A ridge line (with ridge vent)

The parts of your roof where two facets meet and create an incline like a pyramid, those are the hips of your roof.

Two hip lines on a roof

Roofing material plays an important role in creating a watertight condition at these long joints over the long haul.


Valleys play a key role by draining high volumes of water at a time, multiple times a year.


On many homes, they’re responsible for draining more water than any other part of your roof.

[Ask us about gutters]

Eaves & Rakes

The eaves of your roof are the horizontal lines that hang over the exterior walls.

Two eaves (along with several rakes)

The rakes of your roof are where two edges rise and meet to create two sides of a triangle.

Rakes (along with a partial cornice return and eaves)

Together, the eaves and rakes on your home make up the roof’s perimeter.

Roofing material plays a critical role at a roof’s perimeter by locking the roof system in place, creating a seal against wind and rain.

Sheathing or Decking

The foundation of your roofing system, the base layer that connects the roof to the house is the decking, also known as sheathing.

Sheet of OSB being fastened to rafters

Roofs are sheathed most commonly with one of two types of wood: OSB and plywood.

Cornice Returns

Cornice returns, partial or full, are architectural details designed to make an eave on a roof connect to a rake.

Two partial cornice returns

A full cornice strip

It takes attention to detail to get these right.


Flashing plays a vital role in waterproofing your roof.

Step flashing

It’s a thin-gauged sheet of metal that is fabricated to a specific shape and designed to direct water flow away from critical areas.

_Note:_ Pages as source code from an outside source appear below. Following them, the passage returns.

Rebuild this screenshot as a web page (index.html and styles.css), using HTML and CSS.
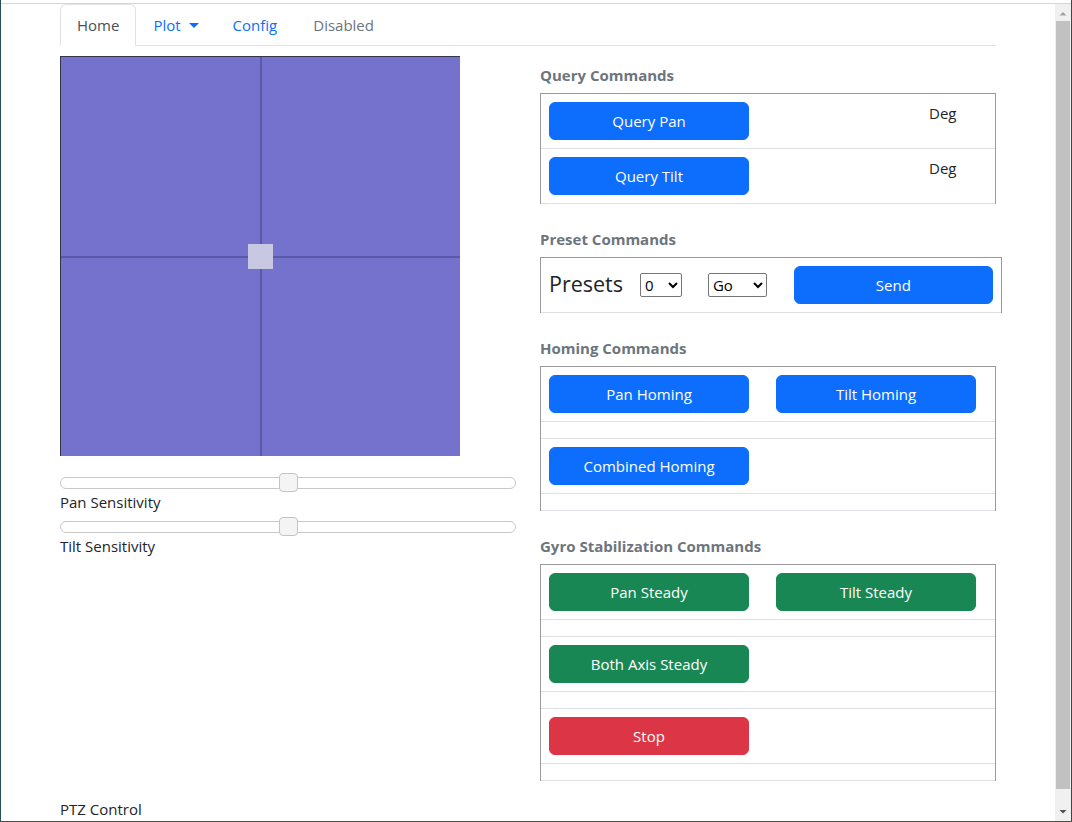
FILE: index.html
```html
<!DOCTYPE html>
<html lang="en">
<head>
  <meta charset="UTF-8">
  <meta name="viewport" content="width=device-width, initial-scale=1.0">
  <title>PTZ Control</title>
  <link rel="stylesheet" href="styles.css">
</head>
<body>
<div class="window">
  <div class="chrome"></div>
  <div class="frame">
    <div class="viewport">
      <div class="container">
        <ul class="nav-tabs">
          <li><a class="nav-link active" href="#">Home</a></li>
          <li><a class="nav-link" href="#">Plot<span class="caret"></span></a></li>
          <li><a class="nav-link" href="#">Config</a></li>
          <li><a class="nav-link disabled" href="#">Disabled</a></li>
        </ul>

        <div class="row">
          <div class="col">
            <svg class="pad" width="400" height="400" viewBox="0 0 400 400">
              <rect x="0" y="0" width="400" height="400" fill="#7472cc"/>
              <rect x="0" y="0" width="1" height="400" fill="#35354a"/>
              <rect x="0" y="0" width="400" height="1" fill="#35354a"/>
              <rect x="200" y="1" width="2" height="399" fill="#5b58a8"/>
              <rect x="1" y="200" width="399" height="2" fill="#5b58a8"/>
              <rect x="188" y="188" width="25" height="25" fill="#c8c8e3"/>
            </svg>

            <input type="range" class="slider first" min="0" max="100" value="50">
            <label class="slider-label">Pan Sensitivity</label>
            <input type="range" class="slider" min="0" max="100" value="50">
            <label class="slider-label">Tilt Sensitivity</label>
          </div>

          <div class="col">
            <h6 class="cmd-title">Query Commands</h6>
            <div class="cmd-table">
              <div class="cmd-row">
                <button class="btn btn-primary">Query Pan</button>
                <span class="unit">Deg</span>
              </div>
              <div class="cmd-row">
                <button class="btn btn-primary">Query Tilt</button>
                <span class="unit">Deg</span>
              </div>
            </div>

            <h6 class="cmd-title">Preset Commands</h6>
            <div class="cmd-table wide">
              <div class="cmd-row presets">
                <span class="preset-label">Presets</span>
                <select class="sel-num">
                  <option>0</option>
                  <option>1</option>
                  <option>2</option>
                </select>
                <select class="sel-go">
                  <option>Go</option>
                  <option>Set</option>
                </select>
                <button class="btn btn-primary send">Send</button>
              </div>
            </div>

            <h6 class="cmd-title">Homing Commands</h6>
            <div class="cmd-table">
              <div class="cmd-row">
                <button class="btn btn-primary">Pan Homing</button>
                <button class="btn btn-primary">Tilt Homing</button>
              </div>
              <div class="cmd-row empty"></div>
              <div class="cmd-row">
                <button class="btn btn-primary">Combined Homing</button>
              </div>
              <div class="cmd-row empty"></div>
            </div>

            <h6 class="cmd-title">Gyro Stabilization Commands</h6>
            <div class="cmd-table">
              <div class="cmd-row">
                <button class="btn btn-success">Pan Steady</button>
                <button class="btn btn-success">Tilt Steady</button>
              </div>
              <div class="cmd-row empty"></div>
              <div class="cmd-row">
                <button class="btn btn-success">Both Axis Steady</button>
              </div>
              <div class="cmd-row empty"></div>
              <div class="cmd-row">
                <button class="btn btn-danger">Stop</button>
              </div>
              <div class="cmd-row empty"></div>
            </div>
          </div>
        </div>

        <p class="footer">PTZ Control</p>
      </div>
    </div>

    <div class="scrollbar">
      <div class="sb-arrow">
        <svg width="16" height="17" viewBox="0 0 16 17"><path d="M4.5 11.5 L11.5 11.5 L8 8 Z" fill="#a3a3a3"/></svg>
      </div>
      <div class="sb-track">
        <div class="sb-thumb"></div>
      </div>
      <div class="sb-arrow">
        <svg width="16" height="17" viewBox="0 0 16 17"><path d="M4.5 6 L11.5 6 L8 9.5 Z" fill="#505050"/></svg>
      </div>
    </div>
  </div>
</div>
</body>
</html>
```

FILE: styles.css
```css
:root {
  --primary: #0d6efd;
  --success: #198754;
  --danger: #dc3545;
  --text: #212529;
  --muted: #6c757d;
  --border: #dee2e6;
  --table-edge: #9a9a9a;
  --radius: 6px;
}

* {
  box-sizing: border-box;
}

body {
  margin: 0;
  font-family: 'Open Sans', 'Noto Sans', sans-serif;
  font-size: 15px;
  line-height: 24px;
  color: var(--text);
  background: #fff;
}

/* browser frame around the page */
.window {
  width: 1072px;
  height: 822px;
  border-left: 1px solid #24505a;
  border-right: 1px solid #24505a;
  border-bottom: 1px solid #4f4f45;
  display: flex;
  flex-direction: column;
  overflow: hidden;
}

.chrome {
  flex: none;
  height: 4px;
  border-bottom: 1px solid #d6d6d6;
}

.frame {
  flex: 1;
  display: flex;
  min-height: 0;
}

.viewport {
  flex: 1;
  overflow: hidden;
}

.container {
  width: 960px;
  padding: 0 12px;
  margin: 0 auto;
}

/* tabs */
.nav-tabs {
  list-style: none;
  margin: 0;
  padding: 0;
  display: flex;
  border-bottom: 1px solid var(--border);
}

.nav-link {
  display: block;
  padding: 8px 16px;
  margin-bottom: -1px;
  border: 1px solid transparent;
  border-top-left-radius: var(--radius);
  border-top-right-radius: var(--radius);
  color: var(--primary);
  text-decoration: none;
}

.nav-link.active {
  color: #495057;
  background: #fff;
  border-color: var(--border) var(--border) #fff;
}

.nav-link.disabled {
  color: var(--muted);
  padding-left: 18px;
}

.caret {
  display: inline-block;
  margin-left: 8px;
  vertical-align: 3px;
  border-top: 5px solid;
  border-left: 5px solid transparent;
  border-right: 5px solid transparent;
}

.row {
  display: flex;
  gap: 24px;
  margin-top: 10px;
}

.col {
  flex: 1;
  min-width: 0;
}

/* joystick pad */
.pad {
  display: block;
}

.slider {
  -webkit-appearance: none;
  appearance: none;
  display: block;
  width: 100%;
  height: 12px;
  margin: 7px 0 0;
  background: transparent;
}

.slider.first {
  margin-top: 21px;
}

.slider::-webkit-slider-runnable-track {
  height: 12px;
  background: #fff;
  border: 1px solid #c8c8c8;
  border-radius: 6px;
}

.slider::-webkit-slider-thumb {
  -webkit-appearance: none;
  width: 19px;
  height: 19px;
  margin-top: -5px;
  background: #f4f4f4;
  border: 1px solid #c4c4c4;
  border-radius: 4px;
}

.slider-label {
  display: block;
  margin-top: 1px;
}

/* command tables */
.cmd-title {
  margin: 0 0 8px;
  padding-top: 10px;
  font-size: 15px;
  font-weight: 700;
  line-height: 19px;
  color: var(--muted);
}

.cmd-table {
  border: 1px solid var(--table-edge);
  border-bottom: 0;
  margin-bottom: 16px;
}

.cmd-table.wide {
  width: 462px;
}

.cmd-row {
  display: flex;
  align-items: flex-start;
  padding: 8px;
  border-bottom: 1px solid var(--border);
}

.cmd-row.empty {
  height: 17px;
}

.btn {
  width: 200px;
  height: 38px;
  padding: 6px 12px;
  border: 1px solid transparent;
  border-radius: var(--radius);
  font-family: inherit;
  font-size: 15px;
  line-height: 24px;
  color: #fff;
  cursor: pointer;
}

.btn + .btn {
  margin-left: 27px;
}

.btn-primary {
  background: var(--primary);
  border-color: var(--primary);
}

.btn-success {
  background: var(--success);
  border-color: var(--success);
}

.btn-danger {
  background: var(--danger);
  border-color: var(--danger);
}

.unit {
  margin-left: 180px;
  margin-top: -1px;
}

.presets {
  align-items: center;
}

.preset-label {
  font-size: 21.5px;
  line-height: 28px;
  margin-top: -3px;
}

select {
  height: 24px;
  font-family: inherit;
  font-size: 15px;
  color: #000;
  background: #fff;
  border: 1px solid #767676;
  border-radius: 2px;
}

.sel-num {
  width: 42px;
  margin-left: 17px;
}

.sel-go {
  width: 59px;
  margin-left: 26px;
}

.btn.send {
  margin-left: 27px;
}

.footer {
  margin: 0;
}

/* fake scrollbar */
.scrollbar {
  flex: none;
  width: 16px;
  background: #f0f0f0;
  display: flex;
  flex-direction: column;
}

.sb-arrow {
  flex: none;
  height: 17px;
}

.sb-arrow svg {
  display: block;
}

.sb-track {
  flex: 1;
}

.sb-thumb {
  height: 768px;
  margin: 0 1px;
  background: #c1c1c1;
}
```
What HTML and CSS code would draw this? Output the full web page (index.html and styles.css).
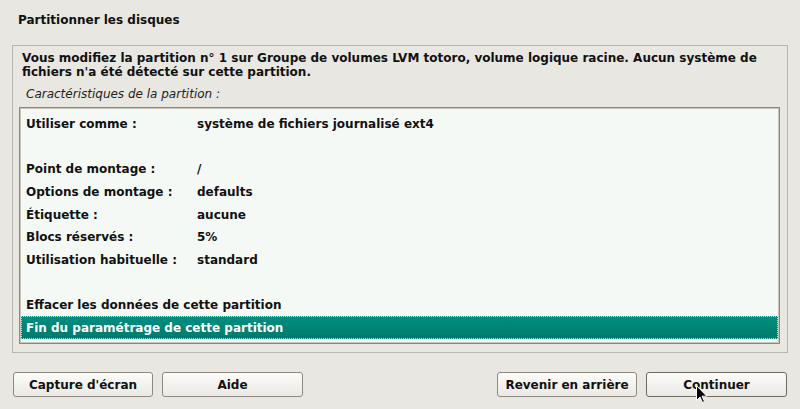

It’s fastened in areas that have a higher probability to leak, especially places where roofs and vertical surfaces intersect.

The Materials of a Roof System Guide

Along with the permanent features of your roof system, you also have the materials that can be replaced.

There are six standard components that make up the system and finished look of your roof.

Ice & Water Barrier

After an old roof is removed and the decking is bare and swept clean, ice and water barrier is applied in areas most susceptible to water damage.

Ice & water barrier in a valley

This component functions to repel water and protect the decking from water damage. The areas highest at risk for leaks are vent, exhaust and window penetrations, valleys, around chimneys, and along roof-to-wall transitions.

Ice & water barrier around the base of a chimney

Synthetic Underlayment

Synthetic underlayment is the component that sits between the decking and shingles on your roof. It’s a lightweight, water-resistant and water-shedding moisture barrier.

Synthetic underlayment

There are various reasons why we use synthetic instead of felt underlayment. Felt paper is about 12 pounds per 100sf. Synthetic is about 2 pounds per 100sf.

Synthetic means is that it’s made of woven plastic and resin materials bonded through a process that results in a sheet that will not stretch or tear.

Felt paper will soak water and dry just like construction paper. A soaked section of felt paper will transfer moisture to the decking.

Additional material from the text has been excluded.